Der Wille, es sich schön zu machen, auch wenn nichts da ist
Und es stimmt ja. Stören tut sie keinen. Aber sie ist da. Und sie steht für vieles, was Potsdam über lange Jahre auch geprägt hat. Nicht unbedingt optisch, aber atmosphärisch: Der Wille und die Energie, es sich schön zu machen, auch wenn eigentlich nichts da ist. Kein Geld, kein Material, kein Platz, kein Weg. Einfach machen. Den Moment auskosten. Das Beste aus ihm herausholen. Ohne großes Gewese. Das sieht von außen manchmal widerständig aus, im Grunde aber ist dieser Geist einfach nur das tiefe Verständnis dafür, dass man nicht immer auf das Glück warten kann. Das man es direkt vor der Nase hat, wenn man nur zupackt.
Unprätentiös eigentlich, aber wer mal an einem warmen Sommerabend im Tiefen See geschwommen und danach hinüber in die Datscha geschlendert ist zum Konzert irgendeiner Band oder einer der Partys, der weiß, wie viel Zauber darin liegt.
Alles kann jederzeit wieder vorbei sein
Vielleicht, weil dieser Ort, diese kleine Datscha mit ihren bunt besprühten Wänden, ihrem leicht schiefen Weg durch den Garten, auf Sand gebaut ist. Faktisch, weil hier das Ufer tatsächlich aus feinstem märkischem Sand besteht. Aber auch, weil diese Enklave auf Grund liegt, der der Stadt gehört. Inmitten des großen und stolzen Welterbes. Das heißt auch: Alles kann jederzeit auch wieder vorbei sein. Und das Fragile, das potenziell Flüchtige liebt man dann eben doch immer am intensivsten.
So könnte es auch mit dem werden, was neben dem La-Datscha-Grundstück gerade entsteht. Auf seiner Seite zur Brücke hin, und beschirmt von einem Baum. Da drehen sich gerade in der Mittagshitze die Betonmischer, zwei Rampen schwingen sich dem Himmel – oder besser: der Baumkrone – entgegen. Eine Halfpipe zum Skaten wird hier aufgebaut, von Leuten, die gerne skaten. So gerne reden sie mit der Presse nicht, obwohl sie nichts Schlimmes machen. Aber der Boden, auf dem sie die Halfpipe nach ihren Wünschen und – ja, auch ihren Ansprüchen – als Skater bauen, gehört der Stiftung Preußischer Schlösser und Gärten. Die will da vielleicht einen Busparkplatz bauen, vielleicht aber auch weiter hinten. Auf jeden Fall waren heute morgen ein paar Leute da, die darauf bestanden haben, dass die Halfpipe wieder abgebaut wird, noch bevor sie tatsächlich da ist.

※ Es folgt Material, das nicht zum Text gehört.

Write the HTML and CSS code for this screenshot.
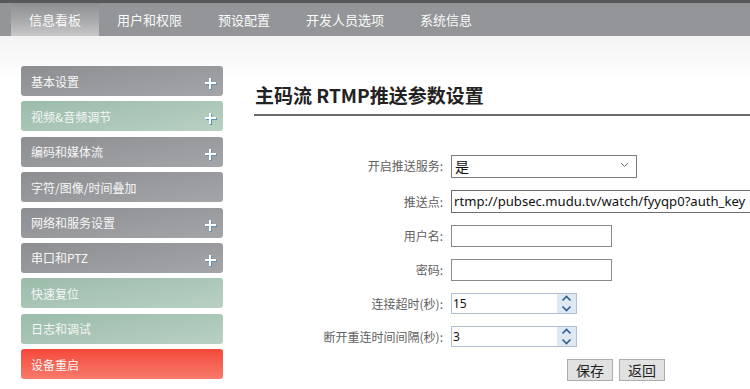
FILE: index.html
```html
<!DOCTYPE html>
<html lang="zh-CN">
<head>
    <meta charset="UTF-8">
    <meta name="viewport" content="width=device-width, initial-scale=1.0">
    <title>主码流 RTMP推送参数设置</title>
    <link rel="stylesheet" href="styles.css">
</head>
<body>
    <div class="topline"></div>
    <ul class="nav">
        <li class="active">信息看板</li>
        <li>用户和权限</li>
        <li>预设配置</li>
        <li>开发人员选项</li>
        <li>系统信息</li>
    </ul>

    <div class="main">
        <ul class="menu">
            <li class="gray">基本设置<svg class="plus" width="13" height="13" viewBox="0 0 13 13"><path d="M1 6h11M6 1v11" stroke="#5b8fb6" stroke-width="2" transform="translate(1 1)"/><path d="M1 6h11M6 1v11" stroke="#fff" stroke-width="2"/></svg></li>
            <li class="green">视频&amp;音频调节<svg class="plus" width="13" height="13" viewBox="0 0 13 13"><path d="M1 6h11M6 1v11" stroke="#5b8fb6" stroke-width="2" transform="translate(1 1)"/><path d="M1 6h11M6 1v11" stroke="#fff" stroke-width="2"/></svg></li>
            <li class="gray">编码和媒体流<svg class="plus" width="13" height="13" viewBox="0 0 13 13"><path d="M1 6h11M6 1v11" stroke="#5b8fb6" stroke-width="2" transform="translate(1 1)"/><path d="M1 6h11M6 1v11" stroke="#fff" stroke-width="2"/></svg></li>
            <li class="gray">字符/图像/时间叠加</li>
            <li class="gray">网络和服务设置<svg class="plus" width="13" height="13" viewBox="0 0 13 13"><path d="M1 6h11M6 1v11" stroke="#5b8fb6" stroke-width="2" transform="translate(1 1)"/><path d="M1 6h11M6 1v11" stroke="#fff" stroke-width="2"/></svg></li>
            <li class="gray">串口和PTZ<svg class="plus" width="13" height="13" viewBox="0 0 13 13"><path d="M1 6h11M6 1v11" stroke="#5b8fb6" stroke-width="2" transform="translate(1 1)"/><path d="M1 6h11M6 1v11" stroke="#fff" stroke-width="2"/></svg></li>
            <li class="green">快速复位</li>
            <li class="green">日志和调试</li>
            <li class="red">设备重启</li>
        </ul>

        <div class="content">
            <h1>主码流 RTMP推送参数设置</h1>
            <form class="form">
                <label>开启推送服务:</label>
                <div class="select-wrap">
                    <select class="select">
                        <option>是</option>
                        <option>否</option>
                    </select>
                    <svg class="caret" width="9" height="6" viewBox="0 0 9 6"><path d="M1 1 L4.5 4.5 L8 1" fill="none" stroke="#6f6f6f" stroke-width="1"/></svg>
                </div>

                <label>推送点:</label>
                <input class="text url" type="text" value="rtmp://pubsec.mudu.tv/watch/fyyqp0?auth_key">

                <label>用户名:</label>
                <input class="text short" type="text">

                <label>密码:</label>
                <input class="text short" type="password">

                <label>连接超时(秒):</label>
                <div class="spin">
                    <input type="text" value="15">
                    <span class="spin-btns">
                        <svg width="11" height="7" viewBox="0 0 11 7"><path d="M1.5 5.5 L5.5 1.5 L9.5 5.5" fill="none" stroke="#2d5d8f" stroke-width="1.6"/></svg>
                        <svg width="11" height="7" viewBox="0 0 11 7"><path d="M1.5 1.5 L5.5 5.5 L9.5 1.5" fill="none" stroke="#2d5d8f" stroke-width="1.6"/></svg>
                    </span>
                </div>

                <label>断开重连时间间隔(秒):</label>
                <div class="spin">
                    <input type="text" value="3">
                    <span class="spin-btns">
                        <svg width="11" height="7" viewBox="0 0 11 7"><path d="M1.5 5.5 L5.5 1.5 L9.5 5.5" fill="none" stroke="#2d5d8f" stroke-width="1.6"/></svg>
                        <svg width="11" height="7" viewBox="0 0 11 7"><path d="M1.5 1.5 L5.5 5.5 L9.5 1.5" fill="none" stroke="#2d5d8f" stroke-width="1.6"/></svg>
                    </span>
                </div>

                <div class="actions">
                    <button type="button" class="btn">保存</button>
                    <button type="button" class="btn">返回</button>
                </div>
            </form>
        </div>
    </div>
</body>
</html>
```

FILE: styles.css
```css
/* 页面基础 */
body {
    margin: 0;
    font-family: "Noto Sans CJK SC", "Liberation Sans", sans-serif;
    background: linear-gradient(180deg, #e3e3e3 0, #f4f4f4 40px, #ffffff 80px) no-repeat;
    overflow: hidden;
    height: 389px;
}

.topline {
    height: 3px;
    background-color: #58585a;
}

/* 顶部导航 */
.nav {
    display: flex;
    height: 33px;
    margin: 0;
    padding: 0 0 0 11px;
    list-style: none;
    background-color: #939598;
}

.nav li {
    padding: 0 18px;
    line-height: 33px;
    font-size: 13px;
    color: #fafafa;
}

.nav .active {
    background: linear-gradient(180deg, #8e8f92 0, #a9aaac 55%, #c9c9ca 100%);
    border-top-left-radius: 4px;
}

/* 主体 */
.main {
    display: flex;
    gap: 31px;
    padding: 30px 0 0 21px;
}

.menu {
    width: 202px;
    flex: none;
    margin: 0;
    padding: 0;
    list-style: none;
}

.menu li {
    display: flex;
    align-items: center;
    justify-content: space-between;
    height: 30px;
    margin-bottom: 5.4px;
    padding: 0 6px 0 10px;
    border-radius: 3px;
    font-size: 12px;
    color: #f6f6f6;
    box-shadow: 0 1px 1px rgba(255, 255, 255, 0.8);
}

.menu .gray {
    background: linear-gradient(170deg, #8d8e92 0, #a4a5a8 100%);
}

.menu .green {
    background: linear-gradient(170deg, #9bbcaa 0, #b8d0c3 100%);
}

.menu .red {
    background: linear-gradient(180deg, #f4493a 0, #f77a6c 100%);
}

/* 加号图标 */
.plus {
    display: block;
    margin-top: 5px;
}

/* 内容区 */
.content {
    flex: 1;
}

.content h1 {
    margin: 17px 0 0 0;
    padding: 0 0 7px 1px;
    font-size: 19px;
    line-height: 24px;
    font-weight: bold;
    color: #222;
    border-bottom: 2px solid #6a6a6a;
}

.form {
    display: grid;
    grid-template-columns: 189px auto;
    column-gap: 8px;
    row-gap: 12px;
    align-items: center;
    margin-top: 37px;
}

.form label {
    text-align: right;
    font-size: 12px;
    color: #606060;
    white-space: nowrap;
}

.select-wrap {
    position: relative;
    width: 186px;
}

.select {
    appearance: none;
    width: 186px;
    height: 23px;
    margin: 0;
    padding: 0 0 0 3px;
    border: 1px solid #7a7a7a;
    background: #fff;
    font-family: "Noto Sans CJK SC", sans-serif;
    font-size: 14px;
    color: #111;
}

.caret {
    position: absolute;
    right: 8px;
    top: 9px;
}

.text {
    box-sizing: border-box;
    height: 22px;
    margin: 0;
    padding: 0 2px;
    border: 1px solid #8a8a8a;
    background: #fff;
    font-family: "Noto Sans", "Noto Sans CJK SC", sans-serif;
    font-size: 13.1px;
    color: #111;
}

.url {
    width: 330px;
    height: 23px;
    border-color: #6e6e6e;
}

.short {
    width: 161px;
}

/* 数字输入框 */
.spin {
    display: flex;
    box-sizing: border-box;
    width: 126px;
    height: 21px;
    border: 1px solid #aebfd6;
    background: #fff;
}

.spin input {
    flex: 1;
    min-width: 0;
    border: none;
    padding: 0 1px;
    font-family: "Noto Sans", sans-serif;
    font-size: 12px;
    color: #111;
    outline: none;
}

.spin-btns {
    display: flex;
    flex-direction: column;
    align-items: center;
    justify-content: center;
    gap: 3px;
    width: 19px;
    background-color: #dfe7f2;
}

.spin-btns svg {
    display: block;
}

/* 按钮 */
.actions {
    grid-column: 2;
    display: flex;
    gap: 6px;
    padding-left: 116px;
}

.btn {
    height: 22px;
    padding: 0 8px;
    border: 1px solid #adadad;
    background-color: #e1e1e1;
    font-family: "Noto Sans CJK SC", sans-serif;
    font-size: 14px;
    line-height: 18px;
    color: #222;
}
```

Der Traum vom kleinen Abenteuerspielplatz
Dabei, meinen die Anfang-Zwanzig-Jährigen, die hier gerade in der Sonne sitzen, Kaffee trinken, Pause machen, wäre es gar kein Problem, auch die fertige Pipe sofort wieder abzubauen, wenn sie tatsächlich im Weg ist. Solange aber, davon träumen sie, soll sie zusammen mit dem Beachvolleyballfeld, das gleich daneben liegt, und einer Boulderwand an ihrer Rückseite zu einem kleinen Abenteuerspielplatz werden. Der Krach der rollenden Skateboards wird hier ohnehin von den auf der Brücke vorbeirollenden Autos überlagert, sonst ist hier weit und breit erst mal niemand. Es ist klar: Sie wollen keinen Streit, nicht mit der Stiftung, nicht mit der Stadt. Vielleicht, meinen sie, findet sich ja eine Lösung.
Dabei geht es am Ende wohl vor allem um die Frage der Haftung. Was, wenn sich jemand auf dem Gelände verletzt? Wer ist dann verantwortlich? Die Stiftung als Grundstückseigentümer? Auch dafür gibt es doch ganz pragmatische Lösungen, sagen sie. Ein Schild, „Benutzung auf eigene Gefahr“, wäre das Einfachste, sagen sie.
Cool wäre es auf jeden Fall. In wie vielen Städten kann man wohl sonst im Weltkulturerbe nicht nur bedächtig wandeln, sondern auch Kultur weiterleben – und voller Glücksgefühle im Bauch in die Luft springen?